Читаем Обратный перевод полностью

Чуть выше, в том же предисловии, Брентано признается: «… я вспоминаю, что в театре смеялся лишь тогда, когда благородное, трогательное или трагическое казалось мне пародией, или тогда, когда комическое воспринималось как неспособность…» То, что отмечает здесь Брентано — самонаблюдающий себя психолог, — в целом несомненно принадлежит всей его эпохе. Это — черта, которую можно назвать способностью, или готовностью к пародийному смеху. Смешное не смешит: продукт положенных усилий, оно тождественно себе и более не заботит, не интересует. Зато смешно то, что явно не задумано как таковое и чему можно только подладить, приписать намерение посмешить. Этот феномен многократно описывал смешливый, согласно тем же психологическим механизмам эпохи, Жан-Поль: «Человек, который возвысит[ся] над жизнью и её мотивами, уготовляет себе наидлиннейшую комедию, потому что он в состоянии подкладывать свои высшие мотивы массе с ее более низкими устремлениями и тем самым устремления эти обращать в нелепости <…> Целое море ученых программ, ученых рецензентов и рецензий, тяжелейшие тюки немецкой книготорговли, сами по себе скучные, утомительные, самым гнусным образом пресмыкающиеся по земле, мгновенно взлетают к небесам с легкостью художественных шедевров, стоит только вообразить себе что некий человек сочинил их ради пародии, для того только, чтобы посмеяться». * 7 Это последнее наблюдение Жан-Поля более теоретично, и его трудно проверить, — едва ли это не поэтическая гипербола; — наблюдение Брентано психологически достоверно. Оба говорят об одном явлении.

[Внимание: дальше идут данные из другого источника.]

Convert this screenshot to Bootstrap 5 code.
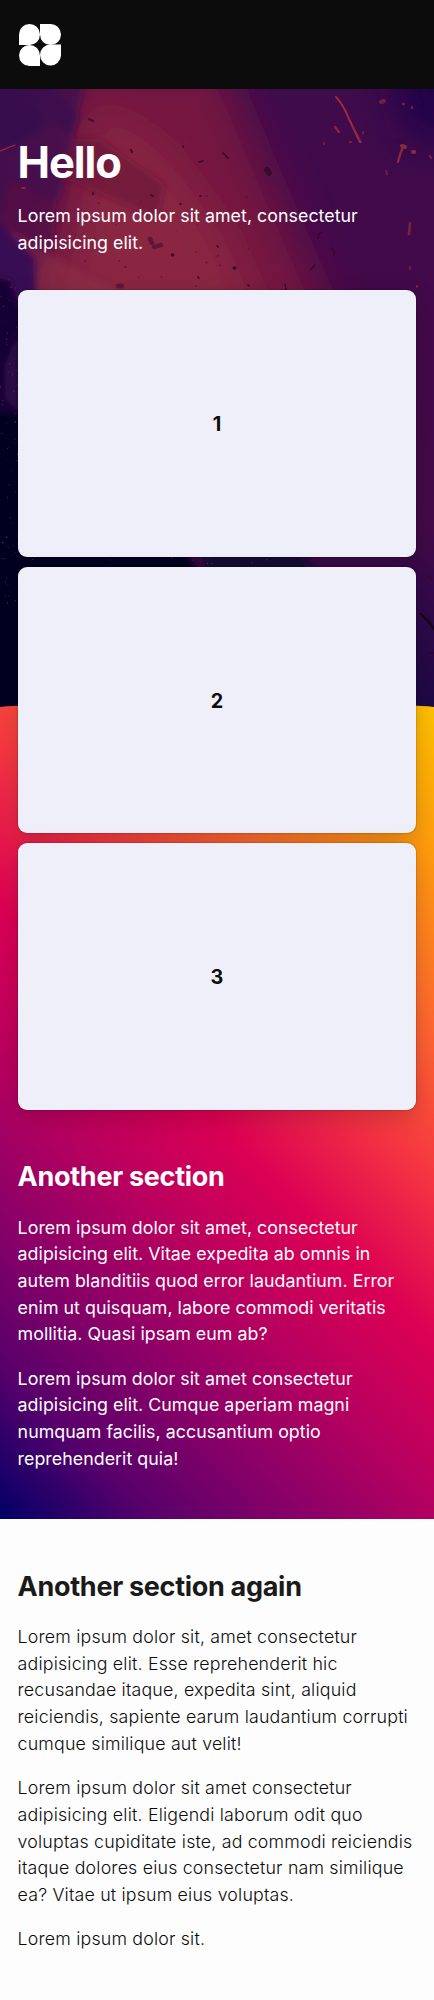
<!DOCTYPE html>
<html lang="en">
<head>
<meta charset="utf-8">
<meta name="viewport" content="width=device-width, initial-scale=1">
<title>Hello</title>
<link rel="stylesheet" href="https://cdn.jsdelivr.net/npm/bootstrap@5.3.0/dist/css/bootstrap.min.css">
<style>
  body { font-family: Inter, "Liberation Sans", sans-serif; font-size: 17.78px; line-height: 26.67px; letter-spacing: .05px; color: #1a1a1a; background: #fdfdfd; }
  .container-fluid { padding-inline: 17.6px; }
  .site-header { height: 89px; background: #0c0c0c; }
  .logo { width: 42px; height: 42px; margin-left: 1.6px; }
  h1, h2 { font-weight: 700; }
  h1 { font-size: 43.5px; line-height: 52px; letter-spacing: -1.1px; margin-bottom: 14.9px; }
  h2 { font-size: 27px; line-height: 34px; letter-spacing: -.3px; margin-bottom: 20.5px; }
  p { margin-bottom: 17.8px; }

  .hero-art { height: 640px; overflow: hidden; }
  .hero-text { padding-top: 47.2px; margin-bottom: 33.8px; }
  .glow { height: 815px; border-radius: 50% 50% 0 0 / 3px; background: linear-gradient(45deg,
      hsl(240deg 100% 20%) 0%, hsl(289deg 100% 21%) 11%, hsl(315deg 100% 27%) 22%,
      hsl(329deg 100% 36%) 33%, hsl(337deg 100% 43%) 44%, hsl(357deg 91% 59%) 56%,
      hsl(17deg 100% 59%) 67%, hsl(34deg 100% 53%) 78%, hsl(45deg 100% 50%) 89%,
      hsl(55deg 100% 50%) 100%) bottom / 100% 955px no-repeat; }
  .front { z-index: 1; }
  .stage { height: 1430px; }

  .tiles { gap: 10px; padding-bottom: 50.2px; }
  .tile { height: 266.55px; padding-top: 2px; border-radius: 9px; background: #efeffa; color: #0c0c0c; font-size: 19.8px; font-weight: 700; letter-spacing: 0; box-shadow: 0 8px 24px rgba(0,0,0,.17), 0 0 2px rgba(0,0,0,.4); }
  .plain { padding-top: 50.5px; font-weight: 300; letter-spacing: .19px; color: #0c0c0c; }
  .plain h2 { color: #1a1a1a; letter-spacing: -.3px; }
</style>
</head>
<body>
<header class="site-header d-flex align-items-center">
  <div class="container-fluid d-flex">
    <svg class="logo" viewBox="0 0 42 42" fill="#fff" aria-label="Logo">
      <path d="M0 21V10.5A10.5 10.5 0 1 1 10.5 21Z"/>
      <path d="M21 0H31.5A10.5 10.5 0 1 1 21 10.5Z"/>
      <path d="M21 42H10.5A10.5 10.5 0 1 1 21 31.5Z"/>
      <path d="M42 20.5V31.5A10.5 10.5 0 1 1 31.5 20.5Z"/>
    </svg>
  </div>
</header>

<main class="stage position-relative">
  <div class="hero-art position-absolute top-0 start-0 w-100">
    <svg class="d-block" width="100%" height="640" viewBox="0 0 434 640" preserveAspectRatio="none">
      <defs>
        <linearGradient id="base" x1="0" y1="0" x2="0" y2="1">
          <stop offset="0" stop-color="#3f0b4b"/><stop offset=".35" stop-color="#43094a"/>
          <stop offset=".68" stop-color="#430a47"/><stop offset=".78" stop-color="#35094a"/><stop offset="1" stop-color="#180943"/>
        </linearGradient>
        <filter id="soft" x="-50%" y="-50%" width="200%" height="200%"><feGaussianBlur stdDeviation="22"/></filter>
        <filter id="haze" x="-20%" y="-20%" width="140%" height="140%"><feGaussianBlur stdDeviation="3.5"/></filter>
        <filter id="fine" x="-20%" y="-20%" width="140%" height="140%"><feGaussianBlur stdDeviation=".4"/></filter>
      </defs>
      <rect width="434" height="640" fill="url(#base)"/>
      <!-- warm smoke -->
      <g filter="url(#soft)">
        <path d="M60-30H220L270 90 340 250H-10L50 110Z" fill="#741640"/>
        <path d="M95 20L160 60 220 140 265 240H60Z" fill="#8a2643"/>
        <path d="M390-30H470V50H410Z" fill="#1b0649"/>
      </g>
      <!-- light beams and shaded patches on the left -->
      <g filter="url(#haze)">
        <path d="M-10-10H86L70 60 60 110 0 125-10 130Z" fill="#440d4c" opacity=".85"/>
        <path d="M-10-10H45L80 30 70 45 20 10Z" fill="#390c4e" opacity=".7"/>
        <path d="M-10-10H10L50 35 10 60H-10Z" fill="#2d0950" opacity=".5"/>
        <path d="M10 90L56 115 53 150 35 195-5 150Z" fill="#560f46" opacity=".85"/>
        <path d="M100 50L165 95 158 130 66 90 72 50Z" fill="#671338" opacity=".6"/>
        <path d="M40 160L140 215H40L10 140Z" fill="#923048" opacity=".5"/>
        <path d="M-10 125L35 168 38 215 0 250Z" fill="#390a52"/>
        <path d="M-10 188L10 192 24 230V330H-10Z" fill="#150535"/>
        <path d="M5 275L20 240V325L5 310Z" fill="#2d084a"/>
        <path d="M-10 325H20L60 400 180 455 200 485H300L280 660H-10Z" fill="#040321"/>
        <path d="M200 450H290L320 490H210Z" fill="#120739"/>
      </g>
      <!-- ember streaks -->
      <g fill="none" stroke="#9f2b3f" stroke-linecap="round" filter="url(#fine)">
        <path d="M336 8Q343 15 349 30L360 53" stroke-width="2"/>
        <path d="M353 37L361 52" stroke="#722043"/>
        <path d="M335 38L339 43" stroke="#882343" stroke-width="2.5"/>
        <path d="M403 58Q400 64 398 73" stroke-width="2.2" stroke="#8c2a3d"/>
        <path d="M402 57L405 58M413 63H414" stroke-width="4" stroke="#8c2a3d"/>
        <path d="M0 62L15 56" stroke-width="1.3"/>
        <path d="M381 13L384 12" stroke-width="4" stroke="#70213d"/>
        <path d="M403 15H404M412 18V19M386 82L387 85M324 54V55M430 67L431 69M410 178V180M363 43V44" stroke-width="2.4" stroke="#6d1d42"/>
        <path d="M410 134L409 145" stroke-width="2.6" stroke="#7a2142"/>
        <path d="M350 53H351M360 53H361M417 197V198M22 99H25" stroke-width="1.6"/>
      </g>
      <!-- dark debris -->
      <g fill="none" stroke="#330827" stroke-linecap="round" filter="url(#fine)">
        <path d="M267 81L269 84" stroke-width="5.5" stroke="#34092f"/>
        <path d="M89 30L93 32M131 61L132 63M151 106L153 107M93 104V105" stroke-width="2.4" stroke="#4a1030"/>
        <path d="M154 158L161 156M118 197H122M150 150L152 154" stroke-width="4.4" stroke="#5f1536"/>
        <path d="M234 179H235M172 166H173" stroke-width="2.8"/>
        <path d="M183 57V58M199 73L203 72M223 64L228 69M198 188L199 189M217 157L218 158M248 196L249 197M200 107H201M180 115H181" stroke-width="1.5"/>
        <path d="M318 149Q318 144 323 143M332 159Q335 162 334 166M310 181L315 176M285 195L287 207M125 178H126" stroke-width="1.1"/>
        <path d="M421 525L428 532 434 540" stroke="#14041b" stroke-width="2.2"/>
        <path d="M429 488L431 490M430 564H434" stroke-width="1.3"/>
      </g>
      <g id="dust"></g>
    </svg>
  </div>
  <div class="glow position-absolute bottom-0 start-0 w-100"></div>

  <div class="front position-relative container-fluid">
    <div class="hero-text text-white">
      <h1>Hello</h1>
      <p class="mb-0">Lorem ipsum dolor sit amet, consectetur<br>adipisicing elit.</p>
    </div>
    <div class="tiles d-flex flex-column">
      <div class="tile d-flex align-items-center justify-content-center">1</div>
      <div class="tile d-flex align-items-center justify-content-center">2</div>
      <div class="tile d-flex align-items-center justify-content-center">3</div>
    </div>
    <section class="text-white">
      <h2>Another section</h2>
      <p>Lorem ipsum dolor sit amet, consectetur<br>adipisicing elit. Vitae expedita ab omnis in<br>autem blanditiis quod error laudantium. Error<br>enim ut quisquam, labore commodi veritatis<br>mollitia. Quasi ipsam eum ab?</p>
      <p class="mb-0">Lorem ipsum dolor sit amet consectetur<br>adipisicing elit. Cumque aperiam magni<br>numquam facilis, accusantium optio<br>reprehenderit quia!</p>
    </section>
  </div>
</main>

<section class="plain container-fluid">
  <h2>Another section again</h2>
  <p>Lorem ipsum dolor sit, amet consectetur<br>adipisicing elit. Esse reprehenderit hic<br>recusandae itaque, expedita sint, aliquid<br>reiciendis, sapiente earum laudantium corrupti<br>cumque similique aut velit!</p>
  <p>Lorem ipsum dolor sit amet consectetur<br>adipisicing elit. Eligendi laborum odit quo<br>voluptas cupiditate iste, ad commodi reiciendis<br>itaque dolores eius consectetur nam similique<br>ea? Vitae ut ipsum eius voluptas.</p>
  <p class="mb-0">Lorem ipsum dolor sit.</p>
</section>

<script>
  // Fine dust: pink sparks down the left edge, dark grit over the smoke.
  let seed = 11;
  const rnd = () => (seed = (seed * 16807) % 2147483647) / 2147483647;
  let dots = '';
  for (let i = 0; i < 90; i++)
    dots += `<circle cx="${(rnd() * 18).toFixed(1)}" cy="${(190 + rnd() * 330).toFixed(1)}" r="${(.3 + rnd() * .5).toFixed(2)}" fill="#8b2d6d" opacity="${(.3 + rnd() * .6).toFixed(2)}"/>`;
  for (let i = 0; i < 10; i++)
    dots += `<circle cx="${(rnd() * 270).toFixed(1)}" cy="${(469 + rnd() * 7).toFixed(1)}" r=".5" fill="#7a4070"/>`;
  for (let i = 0; i < 35; i++)
    dots += `<circle cx="${(80 + rnd() * 180).toFixed(1)}" cy="${(100 + rnd() * 100).toFixed(1)}" r="${(.3 + rnd() * .6).toFixed(2)}" fill="#3e0a2c" opacity=".6"/>`;
  document.getElementById('dust').innerHTML = dots;
</script>
<script src="https://cdn.jsdelivr.net/npm/bootstrap@5.3.0/dist/js/bootstrap.bundle.min.js"></script>
</body>
</html>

Людвиг Тик писал в своем романе «История Уильяма Ловелля» в середине 90-х годов: «Есть люди, что плачут, когда исполняется Allegro, и есть люди, которые, когда исполняется сладостнейшее Adagio, чувствуют непреодолимое влечение к танцу; кто тут станет спрашивать о причинах?» Тик, ученик Карла Филиппа Морица, писателя и экспериментального психолога, сам человек с неврастенической конституцией, до неприятности играющий своей нервной системой, подвергая ее испытанию морем эстетических впечатлений, подмечает такую психологическую черту эпохи, которую легче расценивать как патологию, чем как нечто эстетически-значимое. Годы романтического вихря помогают ей дозреть. Б 1814 году, в своей «Символике сновидения», психолог и естествоиспытатель Готтхильф Генрих Шуберт писал так: «Из двух Янусовых лиц нашей двойственной природы одно обычно смеется, когда другое плачет, — сравним разбежавшихся холерика и сангвиника у Брентано-Гёр-реса, — одно спит и говорит как бы только сквозь сон, другое бодрствует и говорит громко, во всеуслышание. Когда внешний человек погружается в полноту наслаждений, раскованнее всего и радостнее всего, этот восторг опьянения нарушается голосом внутреннего неудовольствия, глубокой печали <…> так неужели же даже и там мы не освободимся от этого чудовища, разражающегося дерзким смехом у священного алтаря наших лучших намерений, или у могилы наших возлюбленных, гадкой гримасой нарушающего прекраснейшие радости нашей жизни?» У Шуберта двойственность человеческой природы разрабатывается «научно», хотя возможность для отчаянных восклицаний еще остается. Клеменс Брентано со своим описанием театральной ситуации в предисловии 1804 года по времени и по смыслу стоит как раз посредине между двумя, как бы отмечающими условные границы культурной эпохи, наблюдениями Тика и Шуберта.